As long as Lee and Carter are breathing, they’ll each be starting at the middle and weak-side positions, respectively. Lee just turned 27 while Carter is still 25 years old. Together they should be an incredible tandem.
The only competition in camp will be for the strong-side spot.
Durant is the favorite at the start of camp, mainly because of his experience. It is possible, however, that Albright or rookie DeVonte Holloman could push him to the brink with great performances.
McSurdy is the only real backup in the middle right now, unless some rookies or undrafted free agents step up.
The Cowboys need Carr to play to his full potential.
Brandon Carr (starter), Morris Claiborne (starter), Orlando Scandrick
Carr and Claiborne should make for one of the better cornerback duos in the NFL. Both players are young and can play much better than they did in 2012.
Look for each of them to increase their interception numbers playing in Monte Kiffin’s defense.
Scandrick is very good No. 3 corner and has been for years. As long as he doesn’t have to cover a team’s top option, he’ll do just fine.
The Cowboys also have fourth-round pick B.W. Webb on the bench.
Church will start unless injured.
Barry Church (starter), Will Allen (starter), J.J. Wilcox, Matt Johnson
The Cowboys’ safety situation hasn’t been comfortable since the days of Darren Woodson and Roy Williams. This year isn’t different.
Barry Church will be a starter this season unless something dramatic happens. Look for him to be the free safety no matter what.

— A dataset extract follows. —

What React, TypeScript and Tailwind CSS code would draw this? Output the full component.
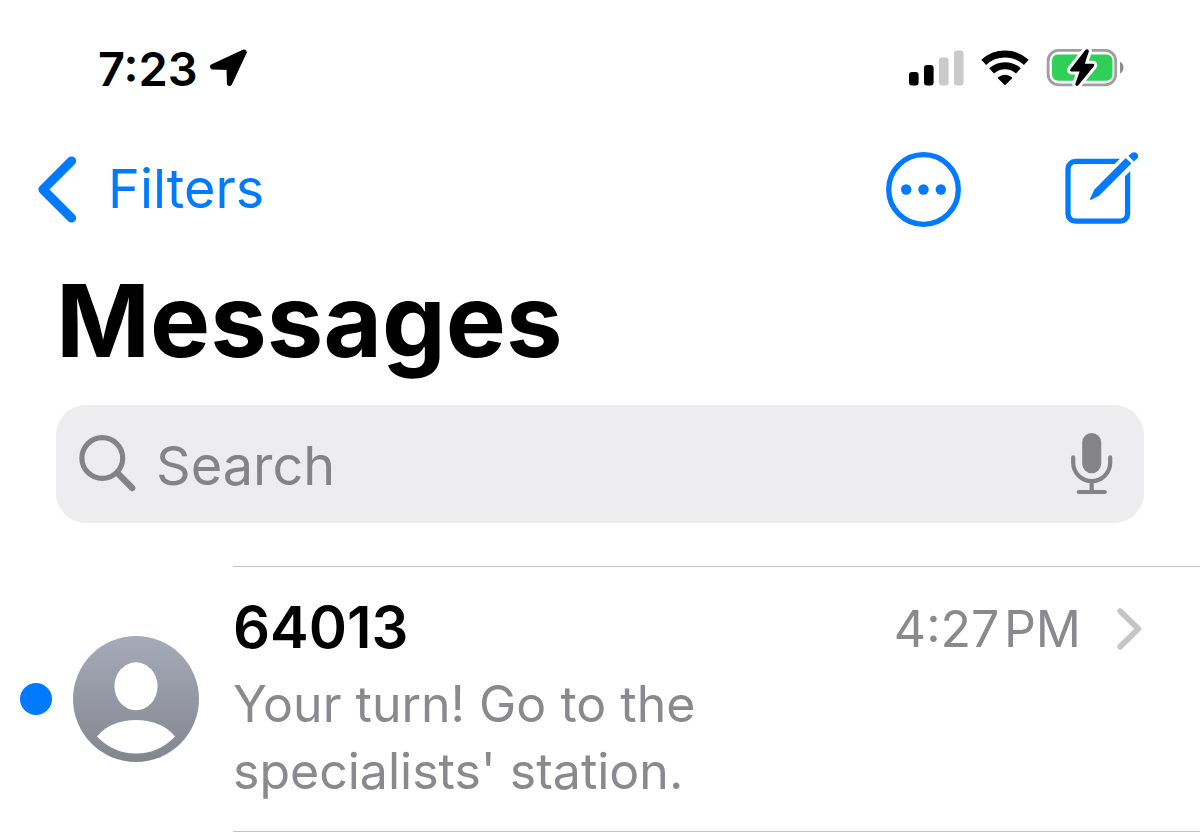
import React, { FC } from "react";

interface Conversation {
  id: number;
  sender: string;
  preview: string;
  time: string;
  unread: boolean;
}

const conversations: Conversation[] = [
  {
    id: 1,
    sender: "64013",
    preview: "Your turn! Go to the specialists' station.",
    time: "4:27\u200APM",
    unread: true,
  },
];

const LocationIcon: FC = () => (
  <svg width="38" height="38" viewBox="0 0 38 38" aria-hidden="true">
    <path
      d="M34 3.2 2.8 17.8 19.2 18.2 19.6 34.2Z"
      fill="#000"
      stroke="#000"
      strokeWidth="5.4"
      strokeLinejoin="round"
    />
  </svg>
);

const SignalIcon: FC = () => (
  <svg width="55" height="36" viewBox="0 0 55 36" aria-hidden="true">
    <rect x="0" y="22" width="9.6" height="13.5" rx="3" fill="#000" />
    <rect x="15" y="15" width="9.6" height="20.5" rx="3" fill="#000" />
    <rect x="30" y="7.5" width="9.6" height="28" rx="3" fill="#cacaca" />
    <rect x="45" y="0.5" width="9.6" height="35" rx="3" fill="#cacaca" />
  </svg>
);

const WifiIcon: FC = () => (
  <svg width="48" height="36" viewBox="0 0 48 36" aria-hidden="true">
    <g fill="none" stroke="#000" strokeWidth="7">
      <path d="M2.7 12.4A31.3 31.3 0 0 1 45.3 12.4" />
      <path d="M10.6 20.9A19.7 19.7 0 0 1 37.4 20.9" />
    </g>
    <path
      d="M24 34.3 17.6 27.9A9.6 9.6 0 0 1 30.4 27.9Z"
      fill="#000"
      stroke="#000"
      strokeWidth="1.6"
      strokeLinejoin="round"
    />
  </svg>
);

const BatteryIcon: FC = () => (
  <svg width="78" height="40" viewBox="0 0 78 40" aria-hidden="true">
    <rect
      x="2.1"
      y="2.4"
      width="67.6"
      height="34.4"
      rx="10.5"
      fill="none"
      stroke="#a19da2"
      strokeWidth="2.8"
    />
    <path d="M74 13.7C78.7 15.5 78.7 23.7 74 25.5Z" fill="#8f8c90" />
    <rect x="6" y="6.4" width="60.5" height="26.4" rx="6" fill="#30cf57" />
    <path
      d="M39.6 1.8 24.4 21.2Q23.4 23.2 25.6 23.4H33.6L29.2 36.2Q29.8 38.8 32.2 37.4L48 18Q49 15.9 46.8 15.8H38.8L42.9 3.2Q42.6 0.2 39.6 1.8Z"
      fill="#000"
      stroke="#fff"
      strokeWidth="6"
      strokeLinejoin="round"
      paintOrder="stroke"
    />
  </svg>
);

const BackIcon: FC = () => (
  <svg width="38" height="67" viewBox="0 0 38 67" aria-hidden="true">
    <path
      d="M33.5 5 5 33.5 33.5 62"
      fill="none"
      stroke="currentColor"
      strokeWidth="9.2"
      strokeLinecap="round"
      strokeLinejoin="round"
    />
  </svg>
);

const MoreIcon: FC = () => (
  <svg width="75" height="75" viewBox="0 0 75 75" aria-hidden="true">
    <circle
      cx="37.5"
      cy="37.5"
      r="34.8"
      fill="none"
      stroke="currentColor"
      strokeWidth="5.3"
    />
    <g fill="currentColor">
      <circle cx="20.2" cy="37.5" r="5.2" />
      <circle cx="37.5" cy="37.5" r="5.2" />
      <circle cx="54.8" cy="37.5" r="5.2" />
    </g>
  </svg>
);

const ComposeIcon: FC = () => (
  <svg width="74" height="75" viewBox="0 0 74 75" aria-hidden="true">
    <rect
      x="3"
      y="9.4"
      width="59.6"
      height="59.8"
      rx="7.5"
      fill="none"
      stroke="currentColor"
      strokeWidth="5.3"
    />
    {/* gap around the pencil */}
    <path d="M33 40 73 0" stroke="#fff" strokeWidth="16" />
    <path
      d="M60.8 6 66.4 11.6 34.4 43.6 25.8 47.9Q24.6 48 25.1 46.8L29.2 37.8Z"
      fill="currentColor"
    />
    <path
      d="M63.4 3.8 66.2 1.4Q69 -1 72 1.6Q74.6 4.6 71.6 7L68.8 9.4Z"
      fill="currentColor"
    />
  </svg>
);

const SearchIcon: FC = () => (
  <svg width="57" height="58" viewBox="0 0 57 58" aria-hidden="true">
    <g fill="none" stroke="#848388" strokeLinecap="round">
      <circle cx="23.3" cy="23" r="20.4" strokeWidth="5.2" />
      <path d="M39 38.6 53.2 53" strokeWidth="6.4" />
    </g>
  </svg>
);

const MicIcon: FC = () => (
  <svg width="42" height="62" viewBox="0 0 42 62" aria-hidden="true">
    <rect x="11.2" y="0" width="19" height="40.3" rx="9.5" fill="#848388" />
    <g fill="none" stroke="#848388" strokeWidth="4.2" strokeLinecap="round">
      <path d="M2.2 24.4V29.6A18.5 18.5 0 0 0 39.2 29.6V24.4" />
      <path d="M20.7 48.4V58.9M7.8 59H33.8" />
    </g>
  </svg>
);

const ChevronIcon: FC = () => (
  <svg width="25" height="42" viewBox="0 0 25 42" aria-hidden="true">
    <path
      d="M3.2 3.2 21.3 20.8 3.2 38.6"
      fill="none"
      stroke="#c5c5c7"
      strokeWidth="5.8"
      strokeLinecap="round"
      strokeLinejoin="round"
    />
  </svg>
);

const Avatar: FC = () => (
  <svg
    className="shrink-0"
    width="126"
    height="126"
    viewBox="0 0 126 126"
    aria-hidden="true"
  >
    <defs>
      <linearGradient id="avatar" x1="0" y1="0" x2="0" y2="1">
        <stop offset="0" stopColor="#a5abb9" />
        <stop offset="1" stopColor="#84868f" />
      </linearGradient>
    </defs>
    <circle cx="63" cy="63" r="63" fill="url(#avatar)" />
    <ellipse cx="63" cy="50.3" rx="21.5" ry="24" fill="#fff" />
    <path
      d="M24 100.5C33 89 48 84 63 84S93 89 102 100.5C91 112 78 117.5 63 117.5S35 112 24 100.5Z"
      fill="#fff"
    />
  </svg>
);

const StatusBar: FC = () => (
  <div className="flex h-[136px] items-center justify-between pl-[98px] pr-[76px]">
    <div className="flex items-center gap-3">
      <span className="text-[47px] leading-none font-semibold">7:23</span>
      <LocationIcon />
    </div>
    <div className="flex items-center gap-[17px]">
      <SignalIcon />
      <WifiIcon />
      <BatteryIcon />
    </div>
  </div>
);

const NavBar: FC = () => (
  <nav className="flex h-[106px] items-center justify-between pl-[38px] pr-[61px] text-[#007aff]">
    <button type="button" className="flex items-center gap-8">
      <BackIcon />
      <span className="text-[54px] leading-none">Filters</span>
    </button>
    <div className="flex items-center gap-[104px]">
      <button type="button" aria-label="More">
        <MoreIcon />
      </button>
      <button type="button" aria-label="Compose">
        <ComposeIcon />
      </button>
    </div>
  </nav>
);

const SearchBar: FC = () => (
  <div className="mx-14 mt-[25px] flex h-[118px] items-center rounded-[30px] bg-[#ededef] pl-[23px] pr-[31px]">
    <label htmlFor="search" className="shrink-0">
      <SearchIcon />
    </label>
    <input
      id="search"
      type="text"
      aria-label="Search"
      placeholder="Search"
      className="ml-5 min-w-0 flex-1 bg-transparent pt-0.5 text-[54px] text-black outline-none placeholder:text-[#848388]"
    />
    <button type="button" aria-label="Dictate" className="shrink-0">
      <MicIcon />
    </button>
  </div>
);

const ConversationRow: FC<{ conversation: Conversation }> = ({
  conversation,
}) => {
  const { sender, preview, time, unread } = conversation;

  return (
    <li className="flex items-center pl-5">
      <span
        className={
          unread ? "size-8 shrink-0 rounded-full bg-[#007aff]" : "size-8 shrink-0"
        }
      />
      <div className="ml-[21px] mr-[34px] shrink-0">
        <Avatar />
      </div>
      <div className="min-w-0 flex-1 border-y border-[#c6c6c8] py-[26px] pr-[58px]">
        <div className="flex items-center justify-between">
          <h2 className="text-[58px] leading-[68px] font-semibold">{sender}</h2>
          <div className="mt-1 flex items-center gap-9 text-[#8a8a8e]">
            <time className="text-[50px] leading-[64px]">{time}</time>
            <ChevronIcon />
          </div>
        </div>
        <p className="mt-[10px] max-w-[500px] text-[50px] leading-[67px] text-[#8a8a8e]">
          {preview}
        </p>
      </div>
    </li>
  );
};

const App: FC = () => {
  return (
    <main className="min-h-screen bg-white font-['Inter',sans-serif] text-black">
      <StatusBar />
      <NavBar />
      <h1 className="mt-[18px] px-14 text-[101px] leading-[120px] font-bold">
        Messages
      </h1>
      <SearchBar />
      <ul className="mt-[43px]">
        {conversations.map((conversation) => (
          <ConversationRow key={conversation.id} conversation={conversation} />
        ))}
      </ul>
    </main>
  );
};

export default App;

The other side is far from set.
The strong safety spot is going to be a three-way race between the veteran Allen and two unproven players in Johnson and Wilcox. Allen is obviously the safe choice for now because of what he’s accomplished in his career.
There are big expectations for both the other contenders, though. Johnson was supposed to start last year before he got hurt but hasn’t looked too great in practice thus far.
Don’t be surprised if Wilcox exceeds expectations and really pushes for the starting job. The 22-year-old is ultra athletic and plays with a head of steam. Numerous times he’s laid out teammates during “nonhitting drills” at camp.
If he can show he’s capable of playing the position (he recently switched in college), he could be the guy.